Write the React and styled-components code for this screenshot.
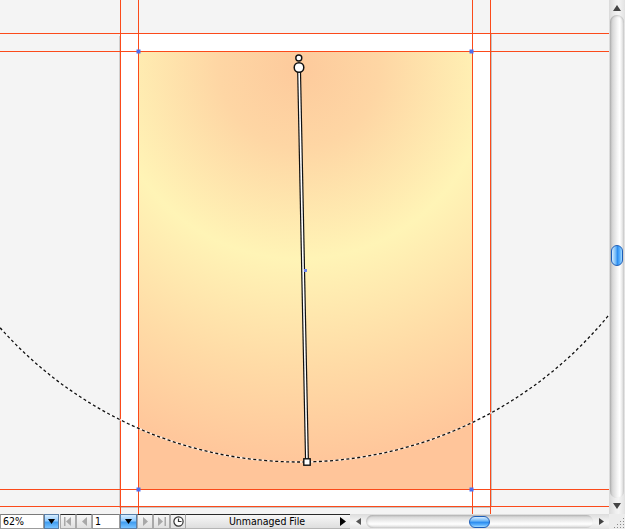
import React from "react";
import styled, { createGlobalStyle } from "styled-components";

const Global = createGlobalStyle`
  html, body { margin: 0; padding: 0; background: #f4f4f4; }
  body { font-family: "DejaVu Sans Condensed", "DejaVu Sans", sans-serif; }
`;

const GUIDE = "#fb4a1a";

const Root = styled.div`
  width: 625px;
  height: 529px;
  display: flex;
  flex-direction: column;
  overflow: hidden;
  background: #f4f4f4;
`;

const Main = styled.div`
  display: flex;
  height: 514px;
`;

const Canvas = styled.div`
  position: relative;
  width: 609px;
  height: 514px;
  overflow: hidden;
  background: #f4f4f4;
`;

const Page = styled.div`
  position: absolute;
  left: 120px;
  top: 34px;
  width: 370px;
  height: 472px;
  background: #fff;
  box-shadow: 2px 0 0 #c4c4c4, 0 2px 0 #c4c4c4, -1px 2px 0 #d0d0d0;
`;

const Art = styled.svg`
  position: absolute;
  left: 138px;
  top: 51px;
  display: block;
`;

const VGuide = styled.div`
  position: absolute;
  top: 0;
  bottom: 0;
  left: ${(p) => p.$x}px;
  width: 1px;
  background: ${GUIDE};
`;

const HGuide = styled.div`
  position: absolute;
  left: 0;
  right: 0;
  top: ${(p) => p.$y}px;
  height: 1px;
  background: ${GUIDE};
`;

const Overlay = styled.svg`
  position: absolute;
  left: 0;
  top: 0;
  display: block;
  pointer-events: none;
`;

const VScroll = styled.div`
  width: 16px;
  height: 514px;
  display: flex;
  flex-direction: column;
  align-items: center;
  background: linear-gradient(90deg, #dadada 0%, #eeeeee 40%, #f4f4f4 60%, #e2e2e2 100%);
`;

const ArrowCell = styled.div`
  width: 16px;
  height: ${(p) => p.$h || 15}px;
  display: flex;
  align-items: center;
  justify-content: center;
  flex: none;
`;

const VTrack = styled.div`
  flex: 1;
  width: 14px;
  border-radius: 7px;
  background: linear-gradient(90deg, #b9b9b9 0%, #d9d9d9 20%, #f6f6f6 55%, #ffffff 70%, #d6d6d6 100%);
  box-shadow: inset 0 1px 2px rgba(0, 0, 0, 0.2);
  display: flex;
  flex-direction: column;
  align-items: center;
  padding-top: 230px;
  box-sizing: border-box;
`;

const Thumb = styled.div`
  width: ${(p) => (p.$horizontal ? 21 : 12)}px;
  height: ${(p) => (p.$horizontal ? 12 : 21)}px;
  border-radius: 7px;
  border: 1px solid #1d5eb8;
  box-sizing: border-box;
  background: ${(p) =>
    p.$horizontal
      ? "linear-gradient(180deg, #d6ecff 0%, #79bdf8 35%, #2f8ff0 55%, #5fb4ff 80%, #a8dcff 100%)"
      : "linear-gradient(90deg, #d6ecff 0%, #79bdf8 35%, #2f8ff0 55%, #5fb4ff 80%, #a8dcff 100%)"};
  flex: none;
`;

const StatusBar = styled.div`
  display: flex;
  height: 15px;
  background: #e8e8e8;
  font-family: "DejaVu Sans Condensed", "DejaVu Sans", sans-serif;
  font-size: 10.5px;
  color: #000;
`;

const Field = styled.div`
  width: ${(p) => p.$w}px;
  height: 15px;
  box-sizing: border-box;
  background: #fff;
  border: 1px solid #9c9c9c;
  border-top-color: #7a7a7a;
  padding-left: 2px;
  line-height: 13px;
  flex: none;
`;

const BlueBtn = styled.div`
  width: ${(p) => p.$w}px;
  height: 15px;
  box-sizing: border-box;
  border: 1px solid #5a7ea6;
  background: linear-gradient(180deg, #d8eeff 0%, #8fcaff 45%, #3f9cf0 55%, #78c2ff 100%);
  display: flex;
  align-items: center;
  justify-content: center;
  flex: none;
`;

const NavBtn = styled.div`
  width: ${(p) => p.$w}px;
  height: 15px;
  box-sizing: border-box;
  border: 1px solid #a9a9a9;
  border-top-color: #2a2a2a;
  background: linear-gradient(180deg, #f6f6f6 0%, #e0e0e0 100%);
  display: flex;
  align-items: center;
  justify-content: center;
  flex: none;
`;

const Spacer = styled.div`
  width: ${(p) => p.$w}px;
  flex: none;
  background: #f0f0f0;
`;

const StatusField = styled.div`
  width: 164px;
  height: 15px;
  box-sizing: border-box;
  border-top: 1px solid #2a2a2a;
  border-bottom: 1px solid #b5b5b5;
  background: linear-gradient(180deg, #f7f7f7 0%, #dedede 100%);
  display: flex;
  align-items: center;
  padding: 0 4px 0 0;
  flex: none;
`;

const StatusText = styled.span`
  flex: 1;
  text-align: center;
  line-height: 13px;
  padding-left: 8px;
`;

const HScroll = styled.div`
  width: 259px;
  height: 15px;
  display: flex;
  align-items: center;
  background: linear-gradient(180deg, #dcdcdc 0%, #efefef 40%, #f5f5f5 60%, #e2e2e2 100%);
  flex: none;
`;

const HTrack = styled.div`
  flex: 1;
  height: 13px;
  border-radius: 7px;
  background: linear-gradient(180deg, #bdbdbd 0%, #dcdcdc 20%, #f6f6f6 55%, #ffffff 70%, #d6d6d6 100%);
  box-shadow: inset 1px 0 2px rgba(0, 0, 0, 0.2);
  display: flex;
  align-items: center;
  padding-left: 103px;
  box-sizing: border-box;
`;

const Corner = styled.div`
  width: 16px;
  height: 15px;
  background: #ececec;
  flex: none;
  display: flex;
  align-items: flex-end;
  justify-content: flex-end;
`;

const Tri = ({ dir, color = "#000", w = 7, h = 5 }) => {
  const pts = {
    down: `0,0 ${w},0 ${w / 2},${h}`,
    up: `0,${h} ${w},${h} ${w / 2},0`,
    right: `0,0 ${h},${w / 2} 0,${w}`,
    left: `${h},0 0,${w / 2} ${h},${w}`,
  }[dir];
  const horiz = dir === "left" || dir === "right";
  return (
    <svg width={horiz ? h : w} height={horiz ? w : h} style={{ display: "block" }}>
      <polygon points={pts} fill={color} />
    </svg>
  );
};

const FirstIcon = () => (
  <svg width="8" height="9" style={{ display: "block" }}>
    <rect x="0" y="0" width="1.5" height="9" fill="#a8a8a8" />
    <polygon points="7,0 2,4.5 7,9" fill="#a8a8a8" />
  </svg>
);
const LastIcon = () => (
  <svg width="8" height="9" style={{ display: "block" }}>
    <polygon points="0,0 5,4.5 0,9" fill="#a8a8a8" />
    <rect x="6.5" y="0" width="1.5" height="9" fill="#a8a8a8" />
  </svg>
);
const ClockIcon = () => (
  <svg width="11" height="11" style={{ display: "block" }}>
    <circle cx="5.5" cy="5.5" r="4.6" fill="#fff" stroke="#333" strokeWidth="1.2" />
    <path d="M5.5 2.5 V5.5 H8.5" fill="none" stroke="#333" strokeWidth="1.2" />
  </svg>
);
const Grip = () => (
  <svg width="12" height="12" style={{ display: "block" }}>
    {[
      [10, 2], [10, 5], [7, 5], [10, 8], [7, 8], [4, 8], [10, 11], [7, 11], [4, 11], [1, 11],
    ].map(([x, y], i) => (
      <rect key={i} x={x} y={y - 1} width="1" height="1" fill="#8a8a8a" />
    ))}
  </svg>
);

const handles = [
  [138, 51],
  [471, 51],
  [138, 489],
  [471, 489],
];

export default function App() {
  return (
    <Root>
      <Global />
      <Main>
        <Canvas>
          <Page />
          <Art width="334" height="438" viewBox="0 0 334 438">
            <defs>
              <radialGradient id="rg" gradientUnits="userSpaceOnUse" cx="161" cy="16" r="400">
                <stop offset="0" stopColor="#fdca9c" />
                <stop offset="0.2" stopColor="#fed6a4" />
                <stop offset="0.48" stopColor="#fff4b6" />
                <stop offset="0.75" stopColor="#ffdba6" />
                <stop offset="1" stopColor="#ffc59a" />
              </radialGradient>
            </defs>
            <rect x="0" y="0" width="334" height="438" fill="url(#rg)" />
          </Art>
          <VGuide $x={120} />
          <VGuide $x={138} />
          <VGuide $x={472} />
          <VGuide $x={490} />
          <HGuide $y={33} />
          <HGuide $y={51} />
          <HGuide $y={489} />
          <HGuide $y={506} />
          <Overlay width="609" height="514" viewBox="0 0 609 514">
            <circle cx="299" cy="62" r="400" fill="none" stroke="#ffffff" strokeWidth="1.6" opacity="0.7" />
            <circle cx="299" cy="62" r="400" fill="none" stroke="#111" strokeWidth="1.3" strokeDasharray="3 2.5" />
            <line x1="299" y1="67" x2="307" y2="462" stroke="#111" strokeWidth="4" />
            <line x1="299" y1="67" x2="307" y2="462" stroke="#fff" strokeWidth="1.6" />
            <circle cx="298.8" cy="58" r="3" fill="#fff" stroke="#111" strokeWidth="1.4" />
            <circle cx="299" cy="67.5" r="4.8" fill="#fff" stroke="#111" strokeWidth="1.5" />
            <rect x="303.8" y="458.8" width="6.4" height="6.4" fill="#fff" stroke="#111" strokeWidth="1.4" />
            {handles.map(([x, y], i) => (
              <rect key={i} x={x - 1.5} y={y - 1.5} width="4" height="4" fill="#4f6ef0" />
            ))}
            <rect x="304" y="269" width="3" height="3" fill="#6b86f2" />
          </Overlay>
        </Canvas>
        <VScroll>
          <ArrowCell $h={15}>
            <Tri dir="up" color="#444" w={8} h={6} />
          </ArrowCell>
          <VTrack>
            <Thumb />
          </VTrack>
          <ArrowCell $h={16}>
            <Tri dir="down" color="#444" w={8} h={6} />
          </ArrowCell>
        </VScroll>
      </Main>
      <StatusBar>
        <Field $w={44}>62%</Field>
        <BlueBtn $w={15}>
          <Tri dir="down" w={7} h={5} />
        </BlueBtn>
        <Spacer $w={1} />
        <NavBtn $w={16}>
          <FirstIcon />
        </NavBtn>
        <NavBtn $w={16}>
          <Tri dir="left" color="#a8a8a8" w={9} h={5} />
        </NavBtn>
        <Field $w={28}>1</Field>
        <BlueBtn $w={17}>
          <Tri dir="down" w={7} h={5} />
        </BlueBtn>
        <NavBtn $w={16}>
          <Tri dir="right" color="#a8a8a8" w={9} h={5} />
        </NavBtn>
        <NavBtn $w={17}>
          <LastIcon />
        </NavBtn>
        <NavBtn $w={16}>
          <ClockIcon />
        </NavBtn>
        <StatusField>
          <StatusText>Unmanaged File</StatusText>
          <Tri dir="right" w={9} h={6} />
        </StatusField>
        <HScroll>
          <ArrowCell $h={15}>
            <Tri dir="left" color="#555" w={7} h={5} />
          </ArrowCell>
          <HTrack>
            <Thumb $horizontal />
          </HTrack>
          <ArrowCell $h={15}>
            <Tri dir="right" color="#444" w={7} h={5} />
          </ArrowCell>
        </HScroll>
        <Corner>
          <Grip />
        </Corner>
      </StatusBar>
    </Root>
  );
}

GIVEN INSTRUCTION
Review the material and copy each line in which the word "components" appears.

ANSWER FOR THE TASK
Write the React and styled-components code for this screenshot.
import styled, { createGlobalStyle } from "styled-components";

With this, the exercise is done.